Pilu. Begitu rasa hati kita saat mendengar kabar penembakan masjid di Christchruch, Selandia Baru, Jum’at pagi kemarin. Hati tambah kacau balau ketika kita mengetahui bahwa aksi penembakan itu disiarkan langsung oleh pelaku melalui saluran live akun Facebook nya.
Banyak orang bertanya-tanya: bagaimana bisa sang pelaku menyiarkan video tersebut secara live? Apakah Facebook tidak mengamati dan langsung mengambil tindakan di kala itu juga? Dilansir dari berbagai sumber, berikut ini adalah beberapa penjelasan yang bisa didapatkan.
Laporan live tersebut baru bisa direspon setelah beberapa waktu
Sebuah laporan akan masuk melalui notifikasi para moderator dan akan mengingatkan notifikasi tiap lima menit untuk dicek apakah ada perkembangan atau tidak. Inilah saat dimana konten Facebook bekerja.
Facebook mendapatkan aktivitas live streaming yang beribu-ribu
Ada hal yang perlu kita ketahui bahwa pengguna Facebook bisa mencapai miliaran orang di seluruh penjuru dunia. Hal ini berarti tidak sedikit pula yang melakukan kegiatan live streaming pada waktu yang bersamaan.
Sebanyak apapun pegawai Facebook, tidak mungkin mereka mengawasi seluruh kegiatan para pengguna. Meskipun sudah ada penerapan sistem Artificial Intelligence, namun hal ini belum bisa mencakup keseluruhan pengguna yang sangat banyak jumlahnya.
Facebook bukan tidak ingin mencegahnya, namun mereka perlu mengikuti prosedur yang cukup panjang karena harus verifikasi
Transisi antara stream yang tidak melanggar menjadi melanggar sangatlah cepat sehingga Moderator Facebook diharuskan memastikan semuanya.
Karena itulah dalam kasus ini, pada kenyataannya bukanlah perusahaan media sosial yang tidak bergerak untuk menghalangi hal tersebut, tetapi sulitnya mengawasi seluruh siaran langsung tersebut.

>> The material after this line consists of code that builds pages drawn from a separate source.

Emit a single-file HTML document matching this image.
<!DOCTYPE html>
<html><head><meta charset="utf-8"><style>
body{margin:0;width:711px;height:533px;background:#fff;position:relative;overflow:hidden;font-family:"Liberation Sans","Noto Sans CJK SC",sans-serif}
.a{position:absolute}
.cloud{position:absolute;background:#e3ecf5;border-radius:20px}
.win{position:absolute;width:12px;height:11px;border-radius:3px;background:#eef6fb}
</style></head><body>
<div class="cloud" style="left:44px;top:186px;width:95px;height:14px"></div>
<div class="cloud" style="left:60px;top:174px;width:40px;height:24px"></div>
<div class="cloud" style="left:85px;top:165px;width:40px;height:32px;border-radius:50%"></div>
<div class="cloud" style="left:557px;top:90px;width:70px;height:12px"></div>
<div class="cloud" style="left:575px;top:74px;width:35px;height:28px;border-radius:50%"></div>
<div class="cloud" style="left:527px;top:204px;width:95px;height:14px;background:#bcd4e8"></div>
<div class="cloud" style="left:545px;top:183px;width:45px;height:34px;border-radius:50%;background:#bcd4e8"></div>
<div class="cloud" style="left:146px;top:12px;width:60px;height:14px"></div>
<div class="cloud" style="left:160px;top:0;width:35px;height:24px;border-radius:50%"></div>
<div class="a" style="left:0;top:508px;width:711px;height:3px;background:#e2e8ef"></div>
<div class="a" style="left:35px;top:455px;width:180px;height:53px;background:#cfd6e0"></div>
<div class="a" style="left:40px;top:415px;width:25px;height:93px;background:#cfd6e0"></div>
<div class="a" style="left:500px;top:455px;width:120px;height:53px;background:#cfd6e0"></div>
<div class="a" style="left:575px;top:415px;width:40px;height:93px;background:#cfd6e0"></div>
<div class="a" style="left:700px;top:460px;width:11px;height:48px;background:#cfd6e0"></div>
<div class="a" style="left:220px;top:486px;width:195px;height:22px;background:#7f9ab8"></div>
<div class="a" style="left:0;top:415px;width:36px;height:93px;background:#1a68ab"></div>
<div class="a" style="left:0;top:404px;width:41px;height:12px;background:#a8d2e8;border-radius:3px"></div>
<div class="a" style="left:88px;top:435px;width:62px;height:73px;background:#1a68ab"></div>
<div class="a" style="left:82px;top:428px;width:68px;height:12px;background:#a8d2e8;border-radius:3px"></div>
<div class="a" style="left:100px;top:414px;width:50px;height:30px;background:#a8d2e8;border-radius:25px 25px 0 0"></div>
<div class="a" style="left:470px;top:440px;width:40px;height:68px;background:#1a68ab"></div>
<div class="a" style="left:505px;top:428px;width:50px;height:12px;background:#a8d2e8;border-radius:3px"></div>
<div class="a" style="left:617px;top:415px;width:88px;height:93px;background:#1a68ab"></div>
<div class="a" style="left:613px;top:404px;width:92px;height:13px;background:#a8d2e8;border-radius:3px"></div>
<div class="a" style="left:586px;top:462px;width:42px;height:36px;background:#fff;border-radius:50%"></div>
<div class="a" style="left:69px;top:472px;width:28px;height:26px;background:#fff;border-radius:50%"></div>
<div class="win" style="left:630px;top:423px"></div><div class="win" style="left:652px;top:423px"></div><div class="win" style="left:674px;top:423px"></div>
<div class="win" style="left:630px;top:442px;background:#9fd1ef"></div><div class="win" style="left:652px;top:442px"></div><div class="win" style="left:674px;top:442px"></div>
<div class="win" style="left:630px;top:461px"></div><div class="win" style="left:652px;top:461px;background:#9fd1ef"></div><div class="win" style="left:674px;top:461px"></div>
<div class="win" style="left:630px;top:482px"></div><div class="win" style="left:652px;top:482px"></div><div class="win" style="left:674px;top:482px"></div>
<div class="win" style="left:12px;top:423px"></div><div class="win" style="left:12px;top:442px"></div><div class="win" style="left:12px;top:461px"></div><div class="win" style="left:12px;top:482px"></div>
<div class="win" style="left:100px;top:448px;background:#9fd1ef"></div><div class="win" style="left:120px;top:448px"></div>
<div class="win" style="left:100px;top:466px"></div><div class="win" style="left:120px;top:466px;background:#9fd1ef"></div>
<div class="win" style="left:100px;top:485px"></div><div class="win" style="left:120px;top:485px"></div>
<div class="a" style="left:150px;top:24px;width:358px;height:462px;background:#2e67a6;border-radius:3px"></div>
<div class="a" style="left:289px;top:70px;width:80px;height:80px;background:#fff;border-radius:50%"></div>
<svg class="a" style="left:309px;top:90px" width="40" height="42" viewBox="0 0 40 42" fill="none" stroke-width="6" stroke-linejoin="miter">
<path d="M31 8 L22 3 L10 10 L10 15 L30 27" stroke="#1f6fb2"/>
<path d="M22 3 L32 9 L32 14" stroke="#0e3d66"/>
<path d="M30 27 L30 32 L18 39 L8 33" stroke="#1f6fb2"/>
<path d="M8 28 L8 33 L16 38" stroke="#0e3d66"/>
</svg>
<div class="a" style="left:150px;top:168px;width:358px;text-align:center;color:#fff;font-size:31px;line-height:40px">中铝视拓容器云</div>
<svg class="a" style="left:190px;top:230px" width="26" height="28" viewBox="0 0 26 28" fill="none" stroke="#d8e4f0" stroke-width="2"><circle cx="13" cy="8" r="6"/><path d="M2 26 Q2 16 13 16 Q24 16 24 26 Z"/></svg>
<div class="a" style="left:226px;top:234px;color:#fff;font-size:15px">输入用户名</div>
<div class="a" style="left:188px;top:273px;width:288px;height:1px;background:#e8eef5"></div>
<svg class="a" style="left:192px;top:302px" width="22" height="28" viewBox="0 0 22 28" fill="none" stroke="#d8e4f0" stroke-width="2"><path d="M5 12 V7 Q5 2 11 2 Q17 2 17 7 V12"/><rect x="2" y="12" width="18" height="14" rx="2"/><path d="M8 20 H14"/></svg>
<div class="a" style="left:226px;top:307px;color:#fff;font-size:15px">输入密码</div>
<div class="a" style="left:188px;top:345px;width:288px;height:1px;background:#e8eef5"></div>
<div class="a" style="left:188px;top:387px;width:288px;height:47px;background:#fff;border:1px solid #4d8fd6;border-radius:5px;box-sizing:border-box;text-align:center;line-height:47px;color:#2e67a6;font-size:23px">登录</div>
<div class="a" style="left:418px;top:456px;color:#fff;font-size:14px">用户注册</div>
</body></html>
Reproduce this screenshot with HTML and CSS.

Sebuah live streaming baru dapat segera ditindaklanjuti setelah ada laporan, walaupun berbagai siaran yang sedang berlangsung juga diawasi
Demi menjaga kenyamanan pengguna, Facebook mengajak user untuk melaporkan hal yang dirasa tidak pantas diposting.
Jika terdapat hal semacam itu, orang-orang yang melihatnya bisa melaporkannya dengan memilih opsi report atau laporkan.
Moderator memiliki pilihan dalam merespon laporan tersebut, tergantung konten yang mereka lihat
Ada tiga kemungkinan yang bisa terjadi. Yang pertama adalah mengabaikan laporan tersebut jika konten tersebut masih dirasa tidak menyalahi aturan.
Kedua, Facebook bisa langsung menghapus live streaming tersebut. Atau yang ketiga Facebook akan melakukan penelitian terlebih dahulu. Jika dirasa ada sangkut paut dengan terorisme pihak Facebook akan melaporkannya ke pihak berwenang.
Untuk kasus terorisme, moderator diharuskan bisa menjelaskan kronologi secara lebih detil sesuai pertanyaan default yang diberikan
Saat menghadapi konten seperti kasus terorisme, Moderator diharuskan mengisi sejumlah pertanyaan yang menjelaskan tentang konten offensive tersebut.
Dari situ moderator baru bisa memberikan label terhadap stream nya. Untuk kasus penembakan ini, moderator konten Facebook memasukkannya dalam kategori “Bukti potensi perlakuan keji terhadap orang atau hewan.” Ada pula label “Adanya gambar atau suara senjata api atau lainnya.”
Kasus lambatnya respon macam ini sudah disadari oleh Facebook dan karenanya mereka terus berusaha mengembangkan sistemnya
Karena itu sekarang Facebook sudah membangun perangkat otomatis yang membantu menangani hal tersebut.
Karena bukan hanya kasus mengerikan ini yang pernah didapatkan oleh Facebook. Ada pula kasus streaming bunuh diri serta yang lain, dan untuk merespon hal itu, Facebook membangun sistem pengawasannya.
Itulah alasan mengapa pelaku penembakan masjid di Selandia Baru bisa melakukan siaran langsung di Facebook. Karena itu jangan menyalahkan Facebook lantaran hal ini. Jika ingin lebih baik, kita sebagai pengguna juga harus responsif terkait masalah-masalah seperti ini.
Semoga tidak ada lagi kejadian mengerikan seperti ini ya.